Second, I have participated in (actually perpetrated a few) large improvement efforts that were destroyed because the practitioners created a language that was not part of the general business language (the espoused intent is to communicate faster and easier). Then, the practitioners mission was to teach the rest of the organization what they were talking about. What the practitioners were actually doing was creating an ‘in-group’ and an ‘out-group’ environment. Complete with the social belonging desires, and ostracization (sp) issues that humans possess. They were the in group, or the ‘cool people’, everyone else was out. To be accepted into the ‘in’ group you had to learn the secret code of the new language. And usually perform some ritual ceremony (so how does any certification look under those lights). Also, is seems the outside group is usually the people with the money, power, and control.  So antagonizing them by converting them doesn’t gain you much. This is a extensive topic requiring a lot of explanation – some other time & some other place. Sufficient to say, language selection and the creation of ‘insider jargon’ is a major downfall of many group activities.

Theory of Constraints practitioners have a real big problem with creating a specialized language, Six Sigma people are also guilty but to a lesser extent.

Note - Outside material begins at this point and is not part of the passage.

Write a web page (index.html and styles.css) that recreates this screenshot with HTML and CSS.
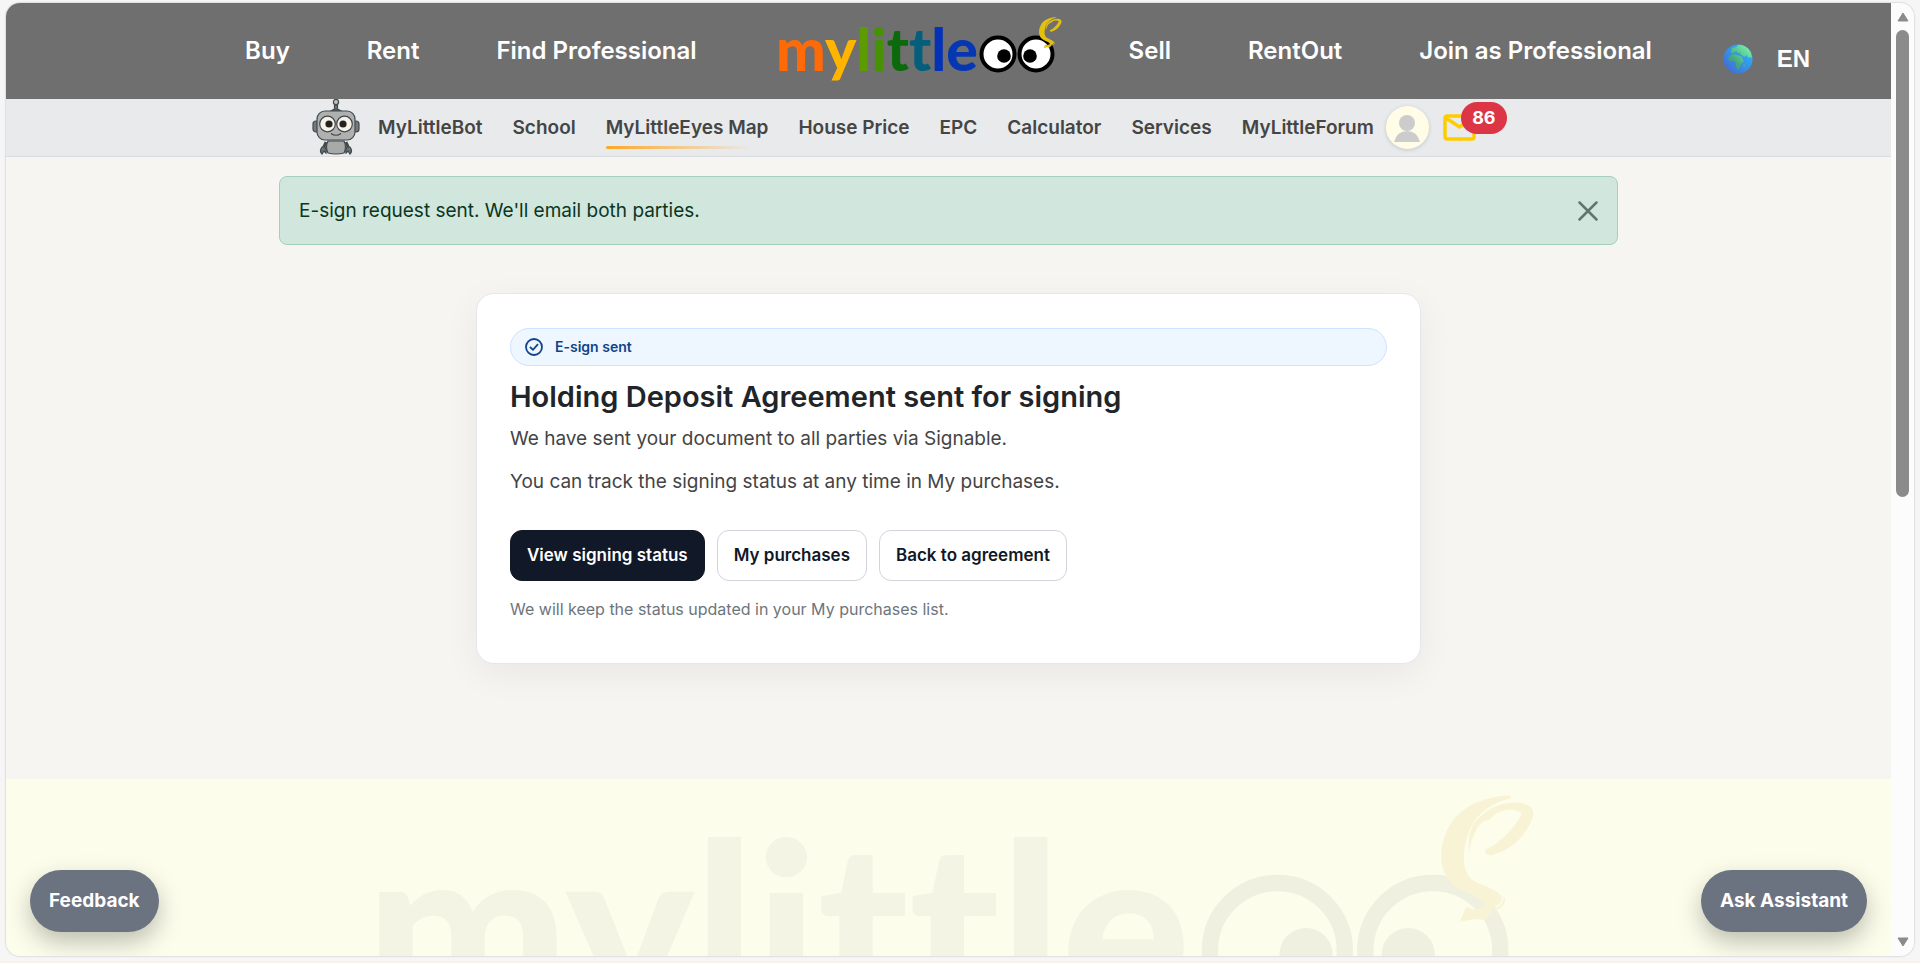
FILE: index.html
```html
<!DOCTYPE html>
<html lang="en">
<head>
    <meta charset="UTF-8">
    <meta name="viewport" content="width=device-width, initial-scale=1.0">
    <title>Holding Deposit Agreement | MyLittleEyes</title>
    <link rel="stylesheet" href="styles.css">
</head>
<body>
    <svg width="0" height="0" class="sprite" aria-hidden="true">
        <defs>
            <!-- the squiggle above the second eye -->
            <g id="squiggle" transform="translate(254.800 -2.900) scale(0.0815)">
                <path d="M275 50 C200 48 130 80 95 130 C60 185 55 250 82 295 C105 330 145 340 180 358 C200 370 190 380 205 392 C230 385 250 370 246 352 C225 325 180 320 155 300 C120 265 132 200 150 150 C170 105 215 70 272 58 Z"/>
                <path d="M160 135 C190 95 240 68 290 70 C325 72 345 85 341 110 C325 160 280 215 215 228 C198 228 190 217 200 210 C240 195 290 140 306 104 C295 90 262 88 235 100 C220 105 215 125 195 125 C175 135 160 165 148 215 C145 180 150 160 160 135 Z"/>
                <path d="M120 428 L140 384 L165 392 L218 376 C216 390 225 398 208 404 C206 418 190 426 165 420 Z"/>
                <path d="M252 352 C268 370 240 395 215 396 C235 385 254 372 252 352 Z"/>
            </g>
        </defs>
    </svg>

    <div class="window">
        <div class="page">
            <header class="topbar">
                <nav class="topnav" aria-label="Main">
                    <a href="#">Buy</a>
                    <a href="#">Rent</a>
                    <a href="#">Find Professional</a>
                    <a href="#" class="logo" aria-label="mylittleeyes">
                        <svg viewBox="-5 0 278 70" width="278" height="70">
                            <text class="logo-text" x="-3" y="55"><tspan fill="#ff6a08">m</tspan><tspan fill="#ffb400">y</tspan><tspan fill="#5d9c00">l</tspan><tspan fill="#479107">i</tspan><tspan fill="#0d6a0c">t</tspan><tspan fill="#045f7c">t</tspan><tspan fill="#0432b4">l</tspan><tspan fill="#0637b3">e</tspan></text>
                            <g fill="#fff" stroke="#000" stroke-width="4">
                                <circle cx="219" cy="38" r="16.500"/>
                                <circle cx="257" cy="38" r="16.500"/>
                            </g>
                            <circle cx="225" cy="40" r="6.800"/>
                            <circle cx="251" cy="40" r="6.800"/>
                            <use href="#squiggle" fill="#e3bf10"/>
                        </svg>
                    </a>
                    <a href="#">Sell</a>
                    <a href="#">RentOut</a>
                    <a href="#">Join as Professional</a>
                </nav>
                <button type="button" class="lang">
                    <svg viewBox="0 0 30 30" width="30" height="30" aria-hidden="true">
                        <defs>
                            <linearGradient id="sea" x1="0" y1="1" x2="1" y2="0">
                                <stop offset="0" stop-color="#4663d0"/>
                                <stop offset="1" stop-color="#27bdff"/>
                            </linearGradient>
                            <linearGradient id="land" x1="0" y1="1" x2="1" y2="0">
                                <stop offset="0.300" stop-color="#45a37d"/>
                                <stop offset="1" stop-color="#7dffb8"/>
                            </linearGradient>
                        </defs>
                        <circle cx="15" cy="15" r="14.500" fill="url(#sea)"/>
                        <path fill="url(#land)" d="M8 7 L9 4 L13 3 L15 1 C20 0 26 4 28 9 L29 14 L27 13 L25 14 L24 11 L21 13 L19 11 L17 11 L18 9 L15 9 L13 7 L11 9 L8 9 Z M7 12 L10 10 L14 11 L17 12 L19 13 L20 16 L21 17 L18 20 L17 24 L15 26 L13 23 L13 19 L11 17 L7 17 L5 15 Z M21 20 L22 21 L21 23 L20 22 Z"/>
                    </svg>
                    EN
                </button>
            </header>

            <nav class="subnav" aria-label="Tools">
                <div class="subnav-inner">
                    <svg class="robot" viewBox="0 0 48 57" width="48" height="57" aria-hidden="true">
                        <g stroke="#43484b" stroke-width="1.200">
                            <path d="M22.500 6 h3 v5 h-3 z" fill="#6d7376"/>
                            <path d="M19 12 q5 -4 10 0 z" fill="#6d7376"/>
                            <circle cx="24" cy="3" r="2.600" fill="#b9c2c5"/>
                            <rect x="1" y="22" width="6" height="11" rx="3" fill="#727b7f"/>
                            <rect x="41" y="22" width="6" height="11" rx="3" fill="#727b7f"/>
                            <path d="M14 43 L11 50 M34 43 L37 50" fill="none" stroke-width="3"/>
                            <path d="M10 48 q-3 4 0 7 l2 -3 l2 2 q1 -4 -1 -6 z" fill="#687175"/>
                            <path d="M38 48 q3 4 0 7 l-2 -3 l-2 2 q-1 -4 1 -6 z" fill="#687175"/>
                            <path d="M16 42 h16 q3 6 0 12 q-8 2 -16 0 q-3 -6 0 -12 z" fill="#a7aaa8"/>
                            <rect x="5" y="12" width="38" height="29" rx="8" fill="#aeb1af"/>
                            <circle cx="15.500" cy="25" r="7.800" fill="#f6f2ea"/>
                            <circle cx="32.500" cy="25" r="7.800" fill="#f6f2ea"/>
                            <path d="M19 34.500 Q24 38 29 34.500" fill="none"/>
                        </g>
                        <circle cx="17" cy="25" r="3.600" fill="#24211f"/>
                        <circle cx="31" cy="25" r="3.600" fill="#24211f"/>
                    </svg>
                    <a href="#">MyLittleBot</a>
                    <a href="#">School</a>
                    <a href="#" class="active">MyLittleEyes Map</a>
                    <a href="#">House Price</a>
                    <a href="#">EPC</a>
                    <a href="#">Calculator</a>
                    <a href="#">Services</a>
                    <a href="#">MyLittleForum</a>
                    <div class="account">
                        <a href="#" class="avatar" aria-label="Profile">
                            <svg viewBox="0 0 43 43" width="43" height="43">
                                <circle cx="21" cy="17" r="8" fill="#ccc"/>
                                <path d="M8 36 Q11 25 21 25 Q31 25 34 36 Z" fill="#ccc"/>
                            </svg>
                        </a>
                        <a href="#" class="mail" aria-label="Messages">
                            <svg viewBox="0 0 33 27" width="33" height="27" fill="none" stroke="#fc0" stroke-width="3.500">
                                <rect x="2" y="2" width="29" height="23" rx="2"/>
                                <path d="M3 4 L16.500 13 L30 4"/>
                            </svg>
                            <span class="count">86</span>
                        </a>
                    </div>
                </div>
            </nav>

            <main class="content">
                <div class="alert" role="alert">
                    <span>E-sign request sent. We'll email both parties.</span>
                    <button type="button" class="close" aria-label="Close">
                        <svg viewBox="0 0 20 20" width="20" height="20" fill="none" stroke="currentColor" stroke-width="2.500" stroke-linecap="round">
                            <path d="M1.500 1.500 L18.500 18.500 M18.500 1.500 L1.500 18.500"/>
                        </svg>
                    </button>
                </div>

                <section class="card">
                    <div class="status">
                        <svg viewBox="0 0 18 18" width="18" height="18" fill="none" stroke="currentColor" stroke-width="1.800" aria-hidden="true">
                            <circle cx="9" cy="9" r="8"/>
                            <path d="M5 9 L8 11.800 L13 6.200"/>
                        </svg>
                        E-sign sent
                    </div>
                    <h1>Holding Deposit Agreement sent for signing</h1>
                    <p>We have sent your document to all parties via Signable.</p>
                    <p>You can track the signing status at any time in My purchases.</p>
                    <div class="actions">
                        <button type="button" class="btn btn-dark">View signing status</button>
                        <button type="button" class="btn">My purchases</button>
                        <button type="button" class="btn">Back to agreement</button>
                    </div>
                    <p class="note">We will keep the status updated in your My purchases list.</p>
                </section>
            </main>

            <footer class="footer">
                <svg class="watermark" viewBox="-8 0 295 70" aria-hidden="true">
                    <text class="logo-text" x="-3" y="55" fill="#f3f4e4">mylittle</text>
                    <g fill="none" stroke="#eff0e0" stroke-width="4">
                        <circle cx="220" cy="39" r="16.500"/>
                        <circle cx="258" cy="39" r="16.500"/>
                    </g>
                    <g fill="#eff0e0">
                        <circle cx="227" cy="40" r="6.500"/>
                        <circle cx="252" cy="40" r="6.500"/>
                    </g>
                    <use href="#squiggle" fill="#f9f3d6"/>
                </svg>
            </footer>
        </div>

        <div class="scrollbar" aria-hidden="true">
            <svg viewBox="0 0 12 10" width="12" height="10"><path d="M6 1 L11 9 H1 Z" stroke="#8b8b8b" stroke-linejoin="round"/></svg>
            <div class="track"><div class="thumb"></div></div>
            <svg viewBox="0 0 12 10" width="12" height="10"><path d="M6 9 L11 1 H1 Z" stroke="#8b8b8b" stroke-linejoin="round"/></svg>
        </div>

        <button type="button" class="fab fab-left">Feedback</button>
        <button type="button" class="fab fab-right">Ask Assistant</button>
    </div>
</body>
</html>
```
FILE: styles.css
```css
* {
    box-sizing: border-box;
}
body {
    margin: 0;
    height: 100vh;
    padding: 3px 6px 5px;
    overflow: hidden;
    background-color: #f6f6f7;
    border-bottom: 2px solid #fbf0e8;
    font-family: Inter, "Liberation Sans", sans-serif;
    font-size: 19px;
    line-height: 28px;
    color: #212529;
}
a {
    color: inherit;
    text-decoration: none;
}
button {
    font-family: inherit;
    cursor: pointer;
}
svg {
    display: block;
}
.sprite {
    position: absolute;
}

/* Window frame */
.window {
    position: relative;
    display: flex;
    height: calc(100vh - 10px);
    overflow: hidden;
    border-radius: 14px;
    background-color: #f6f5f1;
    box-shadow: 0 0 2px rgba(0, 0, 0, 0.3);
}
.page {
    flex: 1;
    display: flex;
    flex-direction: column;
    overflow: hidden;
}

/* Top bar */
.topbar {
    display: grid;
    grid-template-columns: 1fr auto 1fr;
    align-items: center;
    flex: none;
    height: 96px;
    background-color: #6f6f6f;
    color: #fff;
}
.topnav {
    grid-column: 2;
    display: flex;
    align-items: center;
    gap: 77px;
    font-size: 24px;
    font-weight: 600;
    white-space: nowrap;
}
.logo svg {
    overflow: visible;
}
.logo-text {
    font-family: Lato, "Open Sans", sans-serif;
    font-size: 59px;
    font-weight: 900;
    font-variant-ligatures: none;
}
.lang {
    justify-self: end;
    display: flex;
    align-items: center;
    gap: 24px;
    margin-right: 81px;
    padding: 15px 0 0;
    border: none;
    background: none;
    color: #fff;
    font-family: "Liberation Sans", Arial, sans-serif;
    font-size: 24px;
    font-weight: 700;
}

/* Second bar */
.subnav {
    flex: none;
    height: 58px;
    background-color: #e8eaec;
    border-bottom: 1px solid #d9dcdf;
}
.subnav-inner {
    display: flex;
    align-items: center;
    gap: 30px;
    max-width: 1339px;
    height: 57px;
    margin: 0 auto;
    padding-left: 33px;
    font-size: 19px;
    font-weight: 600;
    color: #454545;
    white-space: nowrap;
}
.robot {
    margin-right: -12px;
}
.active {
    position: relative;
}
.active::after {
    content: "";
    position: absolute;
    left: 0;
    right: 0;
    bottom: -7px;
    height: 3px;
    border-radius: 2px;
    background: linear-gradient(to right, #ffa726, rgba(255, 167, 38, 0) 90%);
}
.account {
    display: flex;
    align-items: center;
    gap: 14px;
    margin-left: -18px;
}
.avatar {
    border-radius: 50%;
    background-color: #fffde7;
    box-shadow: 0 1px 4px rgba(0, 0, 0, 0.15);
}
.mail {
    position: relative;
}
.count {
    position: absolute;
    left: 18px;
    top: -12px;
    width: 46px;
    height: 32px;
    border-radius: 16px;
    background-color: #dc3545;
    color: #fff;
    font-size: 18px;
    font-weight: 700;
    line-height: 32px;
    text-align: center;
}

/* Content */
.content {
    flex: none;
    padding: 19px 24px 115px;
}
.alert {
    display: flex;
    align-items: center;
    justify-content: space-between;
    max-width: 1339px;
    margin: 0 auto 48px;
    padding: 20px 19px 19px;
    border: 1px solid #a3cfbb;
    border-radius: 8px;
    background-color: #d1e7dd;
    color: #0a3622;
}
.close {
    padding: 0;
    border: none;
    background: none;
    color: #64756c;
}
.card {
    max-width: 945px;
    margin: 0 auto;
    padding: 34px 33px 40px;
    border: 1px solid #e5e7eb;
    border-radius: 18px;
    background-color: #fff;
    box-shadow: 0 10px 36px rgba(0, 0, 0, 0.06);
}
.status {
    display: flex;
    align-items: center;
    gap: 12px;
    padding: 4px 14px;
    border: 1px solid #cfe2ff;
    border-radius: 19px;
    background-color: #eef6ff;
    color: #0f4587;
    font-size: 14px;
    font-weight: 600;
}
.card h1 {
    margin: 13px 0 10px;
    font-size: 29px;
    font-weight: 600;
    line-height: 36px;
}
.card p {
    margin: 0 0 15px;
    color: #444;
}
.actions {
    display: flex;
    flex-wrap: wrap;
    gap: 12px;
    margin-top: 34px;
}
.btn {
    padding: 11px 16px;
    border: 1px solid #d1d5db;
    border-radius: 12px;
    background-color: #fff;
    color: #111827;
    font-size: 17px;
    font-weight: 600;
    line-height: 27px;
}
.btn-dark {
    border-color: #111827;
    background-color: #111827;
    color: #fff;
}
.card .note {
    margin: 14px 0 0;
    color: #6c757d;
    font-size: 16px;
}

/* Footer */
.footer {
    flex: 1;
    min-height: 0;
    padding-top: 12px;
    overflow: hidden;
    background-color: #fcfdeb;
}
.watermark {
    width: 64%;
    margin: 0 auto;
}

/* Scrollbar */
.scrollbar {
    display: flex;
    flex-direction: column;
    align-items: center;
    gap: 8px;
    width: 23px;
    padding: 9px 0;
    background-color: #fcfcfc;
    fill: #8b8b8b;
}
.track {
    flex: 1;
    width: 13px;
}
.thumb {
    height: 52%;
    border-radius: 7px;
    background-color: #8b8b8b;
}

/* Floating buttons */
.fab {
    position: absolute;
    bottom: 24px;
    padding: 17px 19px;
    border: none;
    border-radius: 31px;
    background-color: #6b7280;
    box-shadow: 0 10px 24px rgba(0, 0, 0, 0.25);
    color: #fff;
    font-size: 19px;
    font-weight: 700;
    line-height: 28px;
}
.fab-left {
    left: 24px;
}
.fab-right {
    right: 47px;
}
```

I was hoping LEAN would not fall into the same pit.

And finally, about Deming: I was trying to tie Dr. Deming’s teaching to the careful use of language. Connecting how improper use of language would contribute to what Dr. Deming calls the ‘destruction of the individual’ as described in his book. Again, the connection and transition part of my writing was poor.

I know that Deming’s management style was not tyrannical or oppressive. While worked for the United States Department of Commerce, Dr. Deming had over 250 people reporting to him. He commented that his style of managing was very different than most other managers, because he LISTENED to his employees.

Bill, the troop’s quick response to a perceived slight, says a lot. If I offended you, please accept my apology.